Day two of the undergraduate admissions in Delhi University under the first cutoff was much better in terms of numbers with over 7,000 successful completions. Day one had only 795.

According to the data shared by the university, 47,291 students applied for 70,000 undergraduate seats across 65 colleges by 7.45 pm on Tuesday. The admission committees approved 9,114 applications, and 7,169 completed the process by paying the fees.

Political science in Hindu College, despite a 100% cutoff, is already over-subscribed as the total number of seats is just 49. “In the first two days, we have admitted over 70 students, and as many are pending approval. We have seen over admission in almost all courses,” said principal Anju Srivastava.

Hansraj College, which has announced 100% cutoff for admissions to computer science, approved 13 applications for the course on Tuesday; on Monday, it had approved 23. It has 58 seats in the course. It also approved 36 applications for history, which has a 98% cutoff.

South Campus’ Gargi College received around 900 applications till 7pm on Tuesday. Cumulatively for Monday and Tuesday, the college approved around 200 applications. Principal Promila Kumar said that while courses such as political science and psychology were getting many applications, the college would not end up over admitting. “Reserved category seats are getting filled up but there is still scope for general category seats. This time we were extra cautious since we had a bad experience last time when we ended up over-admitting students,” said Kumar.

She said the college has received a substantial number of applications from Telangana and Kerala like past years. “Students from Kerala are coming with higher scores,” Kumar said.

Hem Chand Jain, principal, Deen Dayal Upadhyaya College, said the college received 1,170 applications over two days of which around 550 were approved and 280 rejected. The college asked around 250 students to furnish complete documents and around 110 completed all formalities. The college has not admitted any student in BSc computer science course that has a 100% cutoff.

“On the second day too, we did not face any technical glitches and the process went smoothly. The only challenge that we are facing is that some boards have given combined marks for practical and theory and some boards such as the Kerala education board have given marks generously due to which an overwhelming number of students are from there,” said Jain.

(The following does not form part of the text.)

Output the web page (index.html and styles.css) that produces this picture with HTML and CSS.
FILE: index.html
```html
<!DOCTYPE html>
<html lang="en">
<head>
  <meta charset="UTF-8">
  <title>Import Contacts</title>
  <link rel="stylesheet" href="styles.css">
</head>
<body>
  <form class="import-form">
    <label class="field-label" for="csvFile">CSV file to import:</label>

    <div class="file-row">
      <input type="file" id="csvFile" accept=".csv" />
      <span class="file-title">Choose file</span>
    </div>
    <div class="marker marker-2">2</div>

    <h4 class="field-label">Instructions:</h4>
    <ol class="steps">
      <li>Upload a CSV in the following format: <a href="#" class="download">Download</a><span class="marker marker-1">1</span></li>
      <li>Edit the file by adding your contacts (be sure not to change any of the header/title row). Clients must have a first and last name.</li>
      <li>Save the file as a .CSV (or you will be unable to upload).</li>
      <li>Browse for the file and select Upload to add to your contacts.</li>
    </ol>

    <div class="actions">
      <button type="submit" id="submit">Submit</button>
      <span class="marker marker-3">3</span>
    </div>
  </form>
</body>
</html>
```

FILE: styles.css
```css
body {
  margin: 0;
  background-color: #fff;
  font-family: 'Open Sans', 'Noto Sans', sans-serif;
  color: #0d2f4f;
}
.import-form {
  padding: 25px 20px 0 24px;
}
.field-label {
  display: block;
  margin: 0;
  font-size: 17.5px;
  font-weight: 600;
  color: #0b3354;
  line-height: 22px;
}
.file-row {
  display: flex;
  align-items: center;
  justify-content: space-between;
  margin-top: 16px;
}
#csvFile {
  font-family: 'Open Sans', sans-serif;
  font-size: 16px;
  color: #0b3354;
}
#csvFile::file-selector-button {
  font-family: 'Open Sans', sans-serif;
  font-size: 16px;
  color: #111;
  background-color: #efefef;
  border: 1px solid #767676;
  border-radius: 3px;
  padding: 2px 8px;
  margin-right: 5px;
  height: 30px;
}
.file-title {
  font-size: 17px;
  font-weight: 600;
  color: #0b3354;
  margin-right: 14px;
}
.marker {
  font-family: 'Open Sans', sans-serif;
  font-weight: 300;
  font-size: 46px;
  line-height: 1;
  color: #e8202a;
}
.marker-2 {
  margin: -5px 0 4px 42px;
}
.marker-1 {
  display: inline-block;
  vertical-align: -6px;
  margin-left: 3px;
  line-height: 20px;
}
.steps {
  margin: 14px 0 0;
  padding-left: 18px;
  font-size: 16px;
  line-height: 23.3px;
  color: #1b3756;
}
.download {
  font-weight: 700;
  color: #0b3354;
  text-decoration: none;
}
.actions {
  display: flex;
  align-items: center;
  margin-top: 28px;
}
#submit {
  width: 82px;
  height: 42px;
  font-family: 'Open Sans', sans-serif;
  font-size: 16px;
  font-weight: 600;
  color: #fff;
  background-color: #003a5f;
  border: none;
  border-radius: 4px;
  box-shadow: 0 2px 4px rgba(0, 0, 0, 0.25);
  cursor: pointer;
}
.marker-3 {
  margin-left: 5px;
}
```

DU Principals’ Association (DUPA) president Jaswinder Singh, who is also the principal of Sri Guru Tegh Bahadur Khalsa College, said the college had approved 65 applications on the second day while 60 were approved on the first day. The cumulative number of approved applications stands at 125. The college has nearly filled all seats in the BSc electronics course for which the cutoff was 95%. Of the 20 seats (all categories) in the electronics course, only two are vacant.

Singh said that the college has received applications from states such as Rajasthan, Haryana, Punjab, Uttar Pradesh, Uttarakhand, the Northeastern states and Kerala. “Sometimes the number of applicants from a particular board is higher, but it’s for the ministry of education or state boards to take steps to ensure that the assessment mechanism is similar if not completely uniform. Even the marksheets should be in a similar format,” said Singh.

The college has not seen admissions to BCom for which it has announced a cutoff of 100%. “We are getting applications from non-commerce students for the course. Such students are not able to meet the 100% cutoff since their percentage goes down. For example, if someone does not meet the required subject combination, they have to give a penalty due to which the cutoff doesn’t touch 100,” said Singh.

On Friday, the university had declared the first cutoff list with multiple colleges declaring a 100% cutoff in some courses. A total of 220,156 students scored 90% or more in Class XII this year, as compared to 196,620 in 2020 — a jump of nearly 12%. Students scoring 95% or more have almost doubled to 70,004 from last year’s 38,686.

Admission under the first cutoff is on until Wednesday. The second cutoff list will come on Saturday.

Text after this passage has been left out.